Static DH requires DH-certificates, something which is
within [unusual,esoteric,not-implemented] for the
installed base of TLS and CAs.

And if your low-entropy device creates the static DH keypair itself
then you are still screwed, even with this extension.


In the past there have been serious TLS security problems related
to lack-of-entropy for one of the communicating entities.

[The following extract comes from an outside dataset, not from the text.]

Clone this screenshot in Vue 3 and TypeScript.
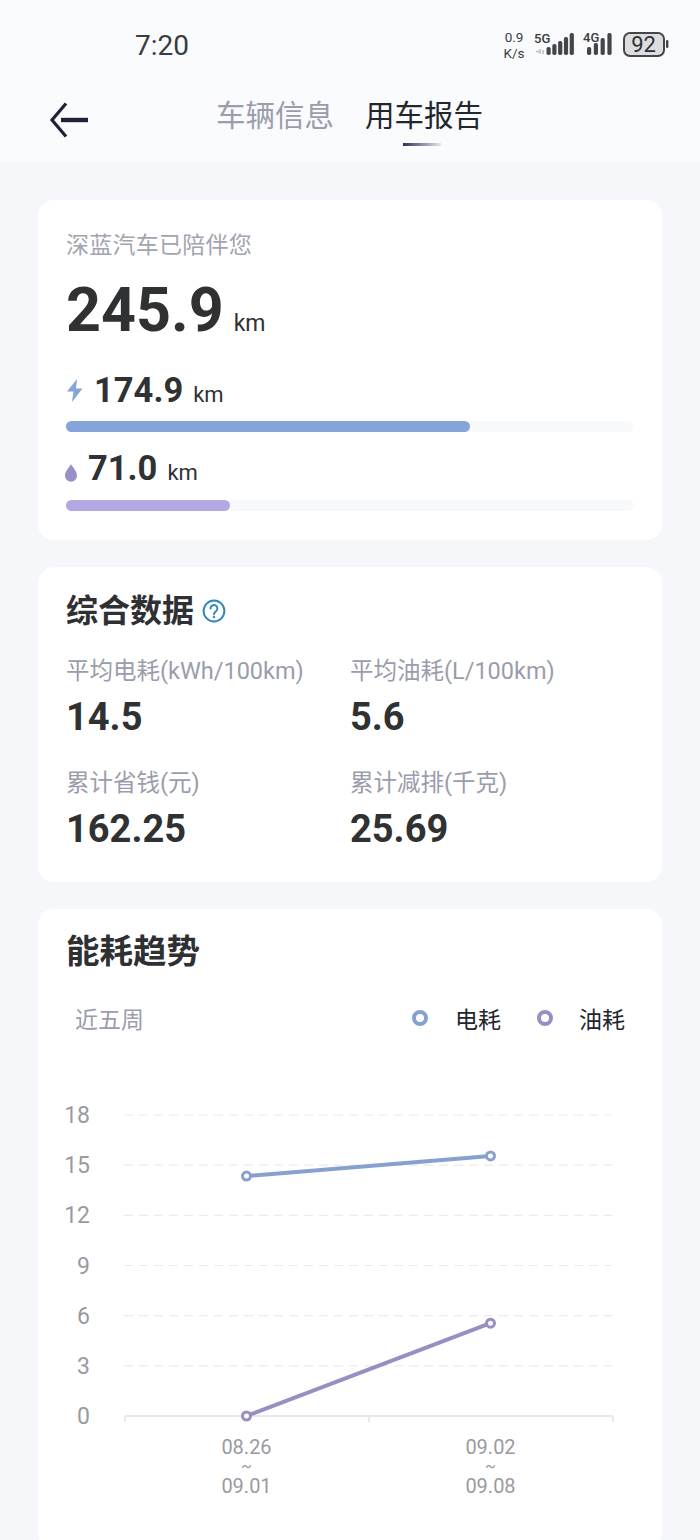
<template>
  <div class="page">
    <header class="top">
      <div class="status">
        <span class="time">7:20</span>
        <svg class="status-icons" width="170" height="34" viewBox="0 0 170 34">
          <text x="14" y="13" class="net">0.9</text>
          <text x="14" y="28.5" class="net">K/s</text>
          <text x="34" y="14" class="gen">5G</text>
          <path d="M36 22.500h3M40 20v5M43 21v4" class="tiny" />
          <rect v-for="b in fiveG" :key="'a' + b.x" :x="b.x" :y="b.y" width="4.2" :height="b.h" rx="1.8" class="bar" />
          <text x="83" y="13" class="gen">4G</text>
          <rect v-for="b in fourG" :key="'b' + b.x" :x="b.x" :y="b.y" width="4.2" :height="b.h" rx="1.8" class="bar" />
          <rect x="124" y="4" width="40" height="23" rx="6" class="batt" />
          <rect x="166" y="11" width="2.4" height="8" rx="1.2" class="bar" />
          <text x="143.5" y="23" class="batt-num">92</text>
        </svg>
      </div>
      <nav class="nav">
        <svg class="back" width="40" height="36" viewBox="0 0 40 36">
          <path d="M17 1.500 3 18l14 16.500" />
          <path d="M12 18h27" class="shaft" />
        </svg>
        <div class="tabs">
          <span class="tab">车辆信息</span>
          <span class="tab on">用车报告</span>
        </div>
      </nav>
    </header>

    <main class="list">
      <section class="card total">
        <p class="caption">深蓝汽车已陪伴您</p>
        <p class="sum"><b>245.9</b><i>km</i></p>
        <div class="range">
          <svg width="18" height="24" viewBox="0 0 18 24"><path d="M11 0 1 12.500h6.500L6 23 16.500 9.500H10z" fill="#84a4da" /></svg>
          <b>174.9</b><i>km</i>
        </div>
        <div class="track"><div class="fill" :style="{ width: '71.2%' }"></div></div>
        <div class="range oil">
          <svg width="12" height="18" viewBox="0 0 13 19"><path d="M6.500 0C9 4 13 7.500 13 12.500a6.500 6.500 0 0 1-13 0C0 7.500 4 4 6.500 0z" fill="#9b8fc8" /></svg>
          <b>71.0</b><i>km</i>
        </div>
        <div class="track low"><div class="fill purple" :style="{ width: '28.8%' }"></div></div>
      </section>

      <section class="card data">
        <h2>综合数据
          <svg width="24" height="24" viewBox="0 0 24 24">
            <circle cx="12" cy="12" r="10.400" fill="none" stroke="#2f87c0" stroke-width="2" />
            <path d="M8.600 9.500a3.400 3.400 0 1 1 5.400 2.700c-1.300 1-2 1.600-2 3" fill="none" stroke="#2f87c0" stroke-width="2" stroke-linecap="round" />
            <circle cx="12" cy="18" r="1.200" fill="#2f87c0" />
          </svg>
        </h2>
        <div class="grid">
          <div v-for="s in stats" :key="s.label" class="stat">
            <span>{{ s.label }}</span>
            <b>{{ s.value }}</b>
          </div>
        </div>
      </section>

      <section class="card trend">
        <h2>能耗趋势</h2>
        <div class="trend-head">
          <span class="period">近五周</span>
          <div class="legend">
            <span class="ring blue"></span><span class="name">电耗</span>
            <span class="ring violet"></span><span class="name second">油耗</span>
          </div>
        </div>
        <svg class="chart" width="624" height="420" viewBox="0 0 624 420">
          <g v-for="t in ticks" :key="t">
            <line v-if="t > 0" x1="86" x2="574" :y1="yOf(t)" :y2="yOf(t)" class="grid-line" />
            <text x="52" :y="yOf(t) + 8" class="tick">{{ t }}</text>
          </g>
          <path :d="`M87 ${yOf(0)}H575M87 ${yOf(0)}v6M331 ${yOf(0)}v6M575 ${yOf(0)}v6`" class="axis" />
          <polyline :points="linePoints(power)" class="line" stroke="#86a0d0" />
          <polyline :points="linePoints(oil)" class="line" stroke="#9a8dc2" />
          <circle v-for="(v, i) in power" :key="'p' + i" :cx="xs[i]" :cy="yOf(v)" r="4" class="dot" stroke="#86a0d0" />
          <circle v-for="(v, i) in oil" :key="'o' + i" :cx="xs[i]" :cy="yOf(v)" r="4" class="dot" stroke="#9a8dc2" />
          <g v-for="(d, i) in dates" :key="d[0]">
            <text :x="xs[i]" y="352" class="date">{{ d[0] }}</text>
            <text :x="xs[i]" y="370" class="date wave">~</text>
            <text :x="xs[i]" y="391" class="date">{{ d[1] }}</text>
          </g>
        </svg>
      </section>
    </main>
  </div>
</template>

<script setup lang="ts">
const makeBars = (start: number, pitch: number, heights: number[]) =>
  heights.map((h, i) => ({ x: start + i * pitch, y: 26 - h, h }))

const fiveG = makeBars(46.5, 5.8, [8, 11, 14, 18, 22])
const fourG = makeBars(87, 6.8, [8, 12, 17, 22])

const stats = [
  { label: '平均电耗(kWh/100km)', value: '14.5' },
  { label: '平均油耗(L/100km)', value: '5.6' },
  { label: '累计省钱(元)', value: '162.25' },
  { label: '累计减排(千克)', value: '25.69' },
]

const ticks = [18, 15, 12, 9, 6, 3, 0]
const xs = [208.5, 452.5]
const power = [14.35, 15.55]
const oil = [0, 5.55]
const dates = [
  ['08.26', '09.01'],
  ['09.02', '09.08'],
]

// y 轴 0 在 313,18 在 12
const yOf = (v: number) => 314 - (v * 301) / 18
const linePoints = (vals: number[]) => vals.map((v, i) => `${xs[i]},${yOf(v)}`).join(' ')
</script>

<style>
body {
  background: #f6f7fb;
}
</style>

<style scoped>
.page {
  width: 700px;
  height: 1540px;
  overflow: hidden;
  background: #f6f7fb;
  font-family: Roboto, "Noto Sans CJK SC", sans-serif;
  color: #303133;
}
p,
h2 {
  margin: 0;
}
i {
  font-style: normal;
}
.top {
  height: 162px;
  background: linear-gradient(180deg, #f9fafc, #fafbfc);
}
.status {
  height: 78px;
  padding: 0 30px 0 135px;
  display: flex;
  align-items: flex-end;
  justify-content: space-between;
  box-sizing: border-box;
}
.time {
  font-size: 28px;
  line-height: 32px;
  margin-bottom: 16px;
  color: #3a3c40;
}
.status-icons {
  margin-bottom: 15px;
}
.net {
  font-size: 13.500px;
  text-anchor: middle;
  fill: #3a3c40;
}
.gen {
  font-size: 13px;
  font-weight: 500;
  fill: #3a3c40;
}
.tiny {
  stroke: #b9bcc2;
  stroke-width: 1.5;
  fill: none;
}
.bar {
  fill: #44464a;
}
.batt {
  fill: #dcdde0;
  stroke: #44464a;
  stroke-width: 2;
}
.batt-num {
  font-size: 22px;
  text-anchor: middle;
  fill: #2f3033;
}
.nav {
  height: 84px;
  padding-left: 49px;
  display: flex;
}
.back {
  margin-top: 24px;
}
.back path {
  fill: none;
  stroke: #1f2236;
  stroke-width: 3.2;
}
.back .shaft {
  stroke-width: 4.4;
}
.tabs {
  margin-left: 127px;
  display: flex;
  gap: 31px;
  align-items: flex-start;
}
.tab {
  position: relative;
  font-size: 29.500px;
  line-height: 40px;
  margin-top: 18px;
  color: #9a9dab;
}
.tab.on {
  color: #24262e;
}
.tab.on::after {
  content: "";
  position: absolute;
  left: 38px;
  bottom: -10px;
  width: 38px;
  height: 3px;
  background: linear-gradient(90deg, #2c3058, #e6e8ee);
}
.list {
  padding: 38px 38px 0;
  display: flex;
  flex-direction: column;
  gap: 27px;
}
.card {
  background: #fff;
  border-radius: 16px;
  padding: 0 28px;
}
.total {
  height: 340px;
  box-sizing: border-box;
  padding-top: 28px;
}
.caption {
  font-size: 23px;
  letter-spacing: 0.25px;
  line-height: 36px;
  color: #a2a5af;
}
.sum {
  margin-top: 9px;
  line-height: 74px;
  height: 74px;
}
.sum b {
  font-size: 61px;
  font-weight: 700;
}
.sum i {
  font-size: 23px;
  margin-left: 10px;
}
.range {
  margin-top: 23px;
  height: 44px;
  display: flex;
  align-items: baseline;
}
.range svg {
  margin: -3px 10px 0 0;
  align-self: center;
}
.range b {
  font-size: 34.500px;
  font-weight: 700;
}
.range i {
  font-size: 22px;
  margin-left: 10px;
}
.range.oil {
  margin-top: 16px;
}
.range.oil svg {
  margin: 6px 11px 0 -1px;
}
.track {
  margin-top: 7px;
  height: 11px;
  border-radius: 6px;
  background: #f8f9fb;
}
.track.low {
  margin-top: 8px;
}
.fill {
  height: 100%;
  border-radius: 6px;
  background: #84a4da;
}
.fill.purple {
  background: #b4a7e4;
}
.data {
  height: 315px;
  box-sizing: border-box;
  padding-top: 22px;
}
h2 {
  font-size: 32px;
  line-height: 44px;
  font-weight: 700;
  color: #2f3033;
  display: flex;
  align-items: center;
  gap: 8px;
}
.grid {
  margin-top: 20px;
  display: grid;
  grid-template-columns: 284px 1fr;
  row-gap: 20px;
}
.stat {
  display: flex;
  flex-direction: column;
}
.stat span {
  font-size: 23.500px;
  line-height: 36px;
  color: #9a9dab;
}
.stat b {
  font-size: 38px;
  line-height: 56px;
  font-weight: 700;
}
.trend {
  height: 640px;
  box-sizing: border-box;
  padding-top: 21px;
}
.trend h2 {
  font-size: 33.500px;
}
.trend-head {
  margin-top: 24px;
  padding: 0 9px;
  display: flex;
  justify-content: space-between;
  align-items: center;
  height: 40px;
}
.period {
  font-size: 23px;
  color: #9a9dab;
}
.legend {
  display: flex;
  align-items: center;
}
.ring {
  width: 16px;
  height: 16px;
  box-sizing: border-box;
  border-radius: 50%;
  border: 4px solid;
}
.ring.blue {
  border-color: #86a0d0;
}
.ring.violet {
  border-color: #9a8dc2;
  margin-left: 36px;
}
.name {
  margin-left: 27px;
  font-size: 23px;
  color: #24262e;
}
.name.second {
  margin-left: 26px;
}
.chart {
  display: block;
  margin: 64px 0 0 -28px;
}
.grid-line {
  stroke: #ebecef;
  stroke-width: 1.2;
  stroke-dasharray: 9 6;
}
.tick {
  font-size: 23px;
  text-anchor: end;
  fill: #9a9a9f;
}
.axis {
  fill: none;
  stroke: #e8e9ec;
  stroke-width: 2;
}
.line {
  fill: none;
  stroke-width: 4;
}
.dot {
  fill: #fff;
  stroke-width: 3;
}
.date {
  font-size: 20px;
  text-anchor: middle;
  fill: #9a9a9f;
}
.wave {
  font-size: 16px;
}
</style>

In 1995 a weakness in the TLS encryption was found in the Netscape
browser based on a lack of entropy in the randomness that was
used for generation of the RSA premaster secret.
http://seclists.org/bugtraq/1995/Sep/62


In 2008, there was an bad change made to Debian's OpenSSL distribution
which totally crippled its cryptographic number generator.
http://www.debian.org/security/2008/dsa-1571


The lack of real entropy creates security problems for (examples):

 - generation of shared secrets (session keys) for
   symmetric cryptography or keyed hashes/MACs
 - generation of asymmetric cryptographic keys (RSA,DSA,DH,EC*,...),
   e.g. for use in credentials, host credentials,
   certificates & certificate requests
 - client-side generation of TLS pre-master secrets for RSA-ciphersuites
 - key exchange with ephemeral Diffie Helman
 - DSA-signatures

so if this extension has any value, it must be tailored to
that specific purpose.  Currently, it leaves _very_ dangerous
impressions with readers and implementors.